Exercise requirements: Restate the data word for word and leave the images out.

Source material:
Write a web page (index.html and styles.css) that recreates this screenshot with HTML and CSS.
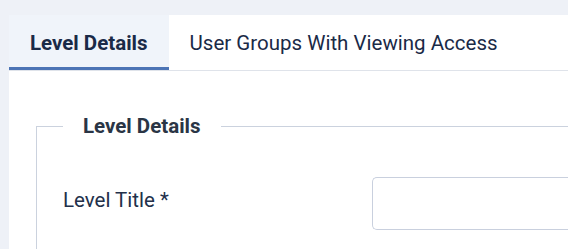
FILE: index.html
```html
<!DOCTYPE html>
<html lang="en">
<head>
  <meta charset="UTF-8">
  <meta name="viewport" content="width=device-width, initial-scale=1.0">
  <title>Edit Viewing Access Level</title>
  <link rel="stylesheet" href="styles.css">
</head>
<body>

  <div class="card">
    <div class="tab-list" role="tablist">
      <button class="tab active" role="tab">Level Details</button>
      <button class="tab" role="tab">User Groups With Viewing Access</button>
    </div>

    <div class="tab-panel">
      <fieldset class="options-form">
        <legend>Level Details</legend>
        <div class="control-group">
          <label class="control-label" for="jform_title">Level Title *</label>
          <div class="controls">
            <input type="text" id="jform_title" class="form-control">
          </div>
        </div>
      </fieldset>
    </div>
  </div>

</body>
</html>
```

FILE: styles.css
```css
html, body {
  height: 100%;
}
body {
  margin: 0;
  padding: 15px 0 0 9px;
  box-sizing: border-box;
  font-family: Roboto, "Liberation Sans", sans-serif;
  background-color: #eef1f7;
  color: #22262a;
  overflow: hidden;
}
.card {
  height: 100%;
  background: white;
}
.tab-list {
  display: flex;
  border-bottom: 1px solid #dfe3ea;
}
.tab {
  height: 55px;
  padding: 0 21px;
  font-family: inherit;
  font-size: 20.5px;
  color: #1a2a47;
  background: transparent;
  border: none;
  cursor: pointer;
}
.tab.active {
  font-weight: 700;
  background-color: #f0f4fa;
  box-shadow: inset 0 -3px 0 #4c74b5;
}
.tab-panel {
  padding: 40px 0 0 27px;
}
.options-form {
  margin: 0;
  padding: 10px 0 19px 26px;
  border: 1px solid #cbd2de;
  border-right: none;
  border-bottom: none;
}
.options-form legend {
  padding: 0 20px;
  font-size: 20.5px;
  font-weight: 700;
  line-height: 30px;
  color: #2a3545;
}
.control-group {
  display: flex;
  align-items: flex-start;
  margin-top: 26px;
}
.control-label {
  flex: 0 0 309px;
  padding-top: 8px;
  font-size: 20.5px;
  line-height: 30px;
  color: #22304a;
}
.controls {
  flex: 1;
}
.form-control {
  display: block;
  width: 100%;
  height: 53px;
  box-sizing: border-box;
  border: 1px solid #c9d0de;
  border-right: none;
  border-radius: 5px 0 0 5px;
  font-size: 16px;
}
```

Result of the task:
Write a web page (index.html and styles.css) that recreates this screenshot with HTML and CSS.
FILE: index.html
```html
<!DOCTYPE html>
<html lang="en">
<head>
  <meta charset="UTF-8">
  <meta name="viewport" content="width=device-width, initial-scale=1.0">
  <title>Edit Viewing Access Level</title>
  <link rel="stylesheet" href="styles.css">
</head>
<body>

  <div class="card">
    <div class="tab-list" role="tablist">
      <button class="tab active" role="tab">Level Details</button>
      <button class="tab" role="tab">User Groups With Viewing Access</button>
    </div>

    <div class="tab-panel">
      <fieldset class="options-form">
        <legend>Level Details</legend>
        <div class="control-group">
          <label class="control-label" for="jform_title">Level Title *</label>
          <div class="controls">
            <input type="text" id="jform_title" class="form-control">
          </div>
        </div>
      </fieldset>
    </div>
  </div>

</body>
</html>
```

FILE: styles.css
```css
html, body {
  height: 100%;
}
body {
  margin: 0;
  padding: 15px 0 0 9px;
  box-sizing: border-box;
  font-family: Roboto, "Liberation Sans", sans-serif;
  background-color: #eef1f7;
  color: #22262a;
  overflow: hidden;
}
.card {
  height: 100%;
  background: white;
}
.tab-list {
  display: flex;
  border-bottom: 1px solid #dfe3ea;
}
.tab {
  height: 55px;
  padding: 0 21px;
  font-family: inherit;
  font-size: 20.5px;
  color: #1a2a47;
  background: transparent;
  border: none;
  cursor: pointer;
}
.tab.active {
  font-weight: 700;
  background-color: #f0f4fa;
  box-shadow: inset 0 -3px 0 #4c74b5;
}
.tab-panel {
  padding: 40px 0 0 27px;
}
.options-form {
  margin: 0;
  padding: 10px 0 19px 26px;
  border: 1px solid #cbd2de;
  border-right: none;
  border-bottom: none;
}
.options-form legend {
  padding: 0 20px;
  font-size: 20.5px;
  font-weight: 700;
  line-height: 30px;
  color: #2a3545;
}
.control-group {
  display: flex;
  align-items: flex-start;
  margin-top: 26px;
}
.control-label {
  flex: 0 0 309px;
  padding-top: 8px;
  font-size: 20.5px;
  line-height: 30px;
  color: #22304a;
}
.controls {
  flex: 1;
}
.form-control {
  display: block;
  width: 100%;
  height: 53px;
  box-sizing: border-box;
  border: 1px solid #c9d0de;
  border-right: none;
  border-radius: 5px 0 0 5px;
  font-size: 16px;
}
```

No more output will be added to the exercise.